Hundreds of West Indians, among other immigrants, sailed to Britain on the MV Empire Windrush in 1948.
Hundreds of West Indians, among other immigrants, sailed to Britain on the MV Empire Windrush in 1948.

Comfort. This was what perhaps accounted for the failure of many West Indians of the Windrush generation to have their status regularised in the United Kingdom during the late 1940s and 50s, historian Gerard Besson believes.

“What has always puzzled me about this Windrush issue is how come so many West Indians did not get their papers organised because, after all, they were there,” he said in a Sunday Newsday interview.

“Many of those who just worked in England and brought up their children, they didn’t have their status regularised and that is the difficulty they subsequently faced.”

Besson offered a scenario, which, he claimed, best represented the reality black West Indians who were part of the Windrush generation.

“Imagine a Trinidadian man goes to England and, perhaps works in the subway, as many West Indians did,” he said.

“They were comfortable because many of them were black people and England in the 1940s and 50s was a very prejudiced place.

“If you were a black person, you would get a flat in Notting Hill (once a run down district in West London) and from the time the landlady see you, she would cringe. But those who managed to get over that bump and get a job, they became comfortable and felt secure. In other words they trusted.

“They were confident that the system would hold true for them, especially if they got over the initial difficulties of being immigrants.”

Giving an idea of the extent to which West Indians and others from Commonwealth territories were entrenched in the UK during that period, Besson, who went to Britain in the early 1960s, said: “When you were in the British subway and the doors of the train were about to close, you would hear either a Bajan accent, Trinidadian accent or Jamaican accent.

“You just assumed the conductor was from the Caribbean. You did not have to see the person.”

He added: “You take a man like that who works on the subway all of his life, fitting in to the British society as best he could and benefited from the various social benefits and perhaps never wanting to come back home, he was never occasioned to get his papers. I think that was why many of them or their children did not have the necessary papers.”

Besson said it was hard for people who were not born in the colonial period to understand the allegiance which TT citizens had for the UK.

“One of the first things I did when I got to England was go look at Buckingham Palace because this is how we were brought up in those days. You wanted to go abroad.”

He recalled that of the seven siblings who lived in a house opposite to theirs in Diego Martin, during his youth, six migrated to the UK.

“It was difficult to stay in Trinidad because the civil service was about one-fifth of the size it is today.

“There were no jobs to get and there were not many businesses in those days. But what you had was a good education. And then you were also brought up in a very civil way because that is how life was even for the poorest of the poor people long ago.”

Besson spoke in the wake of last week’s development in which members of the British government called for descendants of the Windward Generation, who are deemed to be illegal immigrants, to be deported.

The decision triggered outrage among West Indians in the UK and the Caribbean.

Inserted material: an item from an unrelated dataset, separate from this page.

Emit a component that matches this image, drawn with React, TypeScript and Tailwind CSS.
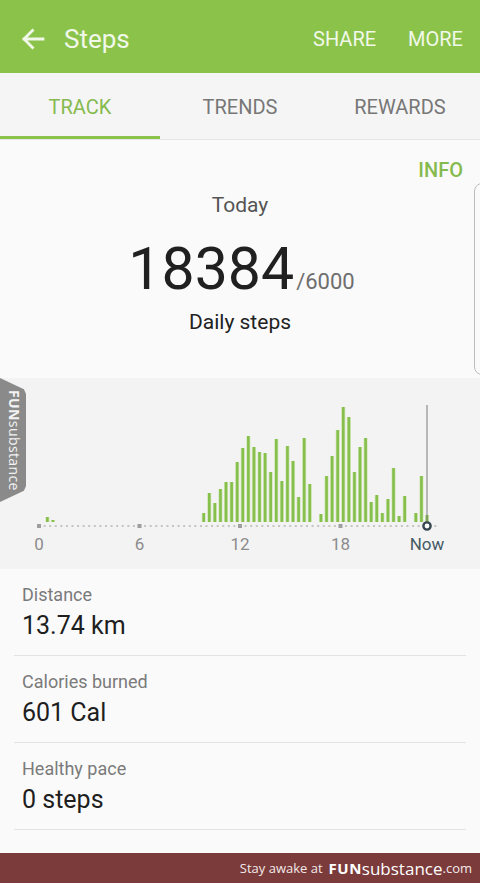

This caused British Prime Minister Theresa May to apologise to Caricom leaders on Friday during the closing session of the Commonwealth Heads of Government Meeting (CHOGM).

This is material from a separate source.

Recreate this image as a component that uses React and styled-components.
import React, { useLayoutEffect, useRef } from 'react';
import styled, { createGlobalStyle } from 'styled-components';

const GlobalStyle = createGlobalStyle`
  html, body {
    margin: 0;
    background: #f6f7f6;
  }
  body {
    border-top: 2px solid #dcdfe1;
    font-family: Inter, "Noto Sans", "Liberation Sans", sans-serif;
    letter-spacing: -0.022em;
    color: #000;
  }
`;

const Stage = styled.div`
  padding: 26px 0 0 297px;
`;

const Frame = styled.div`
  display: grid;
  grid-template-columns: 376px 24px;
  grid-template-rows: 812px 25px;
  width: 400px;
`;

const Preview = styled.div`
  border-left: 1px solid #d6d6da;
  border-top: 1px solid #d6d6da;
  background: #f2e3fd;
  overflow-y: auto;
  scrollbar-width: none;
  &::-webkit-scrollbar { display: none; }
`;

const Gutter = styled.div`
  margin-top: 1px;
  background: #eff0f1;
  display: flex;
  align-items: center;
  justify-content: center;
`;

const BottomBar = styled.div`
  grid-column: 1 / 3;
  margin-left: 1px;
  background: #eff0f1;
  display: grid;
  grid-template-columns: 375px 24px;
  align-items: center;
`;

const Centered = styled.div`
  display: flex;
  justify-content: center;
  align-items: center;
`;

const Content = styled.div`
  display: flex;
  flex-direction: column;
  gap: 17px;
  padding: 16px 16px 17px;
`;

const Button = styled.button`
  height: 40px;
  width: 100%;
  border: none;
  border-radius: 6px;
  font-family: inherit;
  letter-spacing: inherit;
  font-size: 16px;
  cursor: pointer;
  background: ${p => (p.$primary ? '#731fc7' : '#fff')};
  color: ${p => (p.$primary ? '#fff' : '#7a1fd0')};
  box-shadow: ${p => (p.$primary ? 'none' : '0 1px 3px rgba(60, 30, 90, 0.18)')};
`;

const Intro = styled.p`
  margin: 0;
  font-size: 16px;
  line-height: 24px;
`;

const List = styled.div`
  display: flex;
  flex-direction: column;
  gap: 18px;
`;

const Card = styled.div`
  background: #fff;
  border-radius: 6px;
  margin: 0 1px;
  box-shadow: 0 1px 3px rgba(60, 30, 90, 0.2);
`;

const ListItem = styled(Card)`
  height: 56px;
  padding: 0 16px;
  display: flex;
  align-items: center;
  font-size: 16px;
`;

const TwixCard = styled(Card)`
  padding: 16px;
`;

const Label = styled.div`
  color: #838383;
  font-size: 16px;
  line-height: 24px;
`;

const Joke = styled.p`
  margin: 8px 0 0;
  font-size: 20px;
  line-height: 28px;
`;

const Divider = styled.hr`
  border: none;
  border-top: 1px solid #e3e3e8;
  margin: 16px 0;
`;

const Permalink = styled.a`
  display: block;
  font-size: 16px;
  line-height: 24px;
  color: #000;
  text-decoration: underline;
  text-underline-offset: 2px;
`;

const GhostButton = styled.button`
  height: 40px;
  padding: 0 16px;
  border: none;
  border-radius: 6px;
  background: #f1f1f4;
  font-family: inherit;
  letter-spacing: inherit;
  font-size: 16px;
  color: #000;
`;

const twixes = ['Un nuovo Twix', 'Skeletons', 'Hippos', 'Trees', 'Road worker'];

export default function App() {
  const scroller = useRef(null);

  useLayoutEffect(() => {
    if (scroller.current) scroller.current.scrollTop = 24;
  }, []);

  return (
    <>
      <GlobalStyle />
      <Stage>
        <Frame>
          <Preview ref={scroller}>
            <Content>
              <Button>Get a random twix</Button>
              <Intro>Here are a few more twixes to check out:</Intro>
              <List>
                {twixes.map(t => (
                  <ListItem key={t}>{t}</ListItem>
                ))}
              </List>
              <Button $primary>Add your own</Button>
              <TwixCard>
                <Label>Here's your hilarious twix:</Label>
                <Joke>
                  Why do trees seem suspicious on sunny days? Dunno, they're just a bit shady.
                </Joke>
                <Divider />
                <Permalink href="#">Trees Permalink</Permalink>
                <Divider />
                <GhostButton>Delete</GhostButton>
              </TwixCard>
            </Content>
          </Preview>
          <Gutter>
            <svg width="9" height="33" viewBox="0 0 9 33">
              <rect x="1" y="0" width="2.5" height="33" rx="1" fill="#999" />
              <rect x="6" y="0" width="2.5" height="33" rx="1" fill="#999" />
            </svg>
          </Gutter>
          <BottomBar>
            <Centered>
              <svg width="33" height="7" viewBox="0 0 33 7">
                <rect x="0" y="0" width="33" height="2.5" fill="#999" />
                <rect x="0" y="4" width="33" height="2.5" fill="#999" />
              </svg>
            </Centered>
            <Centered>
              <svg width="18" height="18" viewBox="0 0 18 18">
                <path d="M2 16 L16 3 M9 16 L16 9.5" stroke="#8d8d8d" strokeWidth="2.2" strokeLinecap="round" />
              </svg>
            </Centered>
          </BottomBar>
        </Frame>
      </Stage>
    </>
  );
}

She said members of the Windrush generation had contributed immensely to the development of the UK.

“We are all stronger for their contributions,” she told delegates.

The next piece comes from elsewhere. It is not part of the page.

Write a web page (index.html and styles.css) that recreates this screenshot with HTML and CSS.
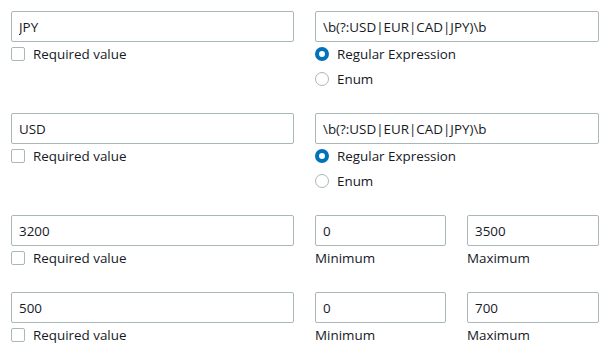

May said later that West Indians affected by the immigrant crackdown would be compensated for the “pain inflicted by the debacle.”

This year marks the 70th anniversary of the arrival of the first wave of West Indians to UK shores.

The Windrush generation is the name often ascribed to West Indian immigrants who sailed from Jamaica to Britain on board the MV Empire Windrush in 1948.

Docking at Tilbury with nearly 500 young West Indians on board, mostly men, it signalled the start of a wave of post-World War II migration of Caribbean people in search of better work and opportunities in the UK.

Besson estimates that between 1950 and 1960, an estimated 4,000 people emigrated from Trinidad.

“This is a very small number. It was a much larger number from Barbados and perhaps Jamaica had the biggest of all. But Trinidad did not have such a large exodus of people of the so-called Windrush generation as far as I gather.”

Saying that people went to the UK for all kinds of reasons, Besson said although the colonial system had its faults and drawbacks with regard to colour prejudice, it had produced an excellent secondary education system, which attracted many people to the country.

“What that really meant is that people who received a secondary education, because there was very little future for people who received a good education and who grew up in middle class societies in the islands. They had to go away to make their fortunes.”

Referring to TT, Besson said the largely black immigrants sought respectability.

“It was their ambition to play the piano, go to church, and bring up your children in a certain way. So, there was no question of going anywhere else. They spoke English and were convinced they could fit in.”

Besson said, however, that many of those ambitions were dashed when they came face to face with the English people.

“That was a different kettle of fish.”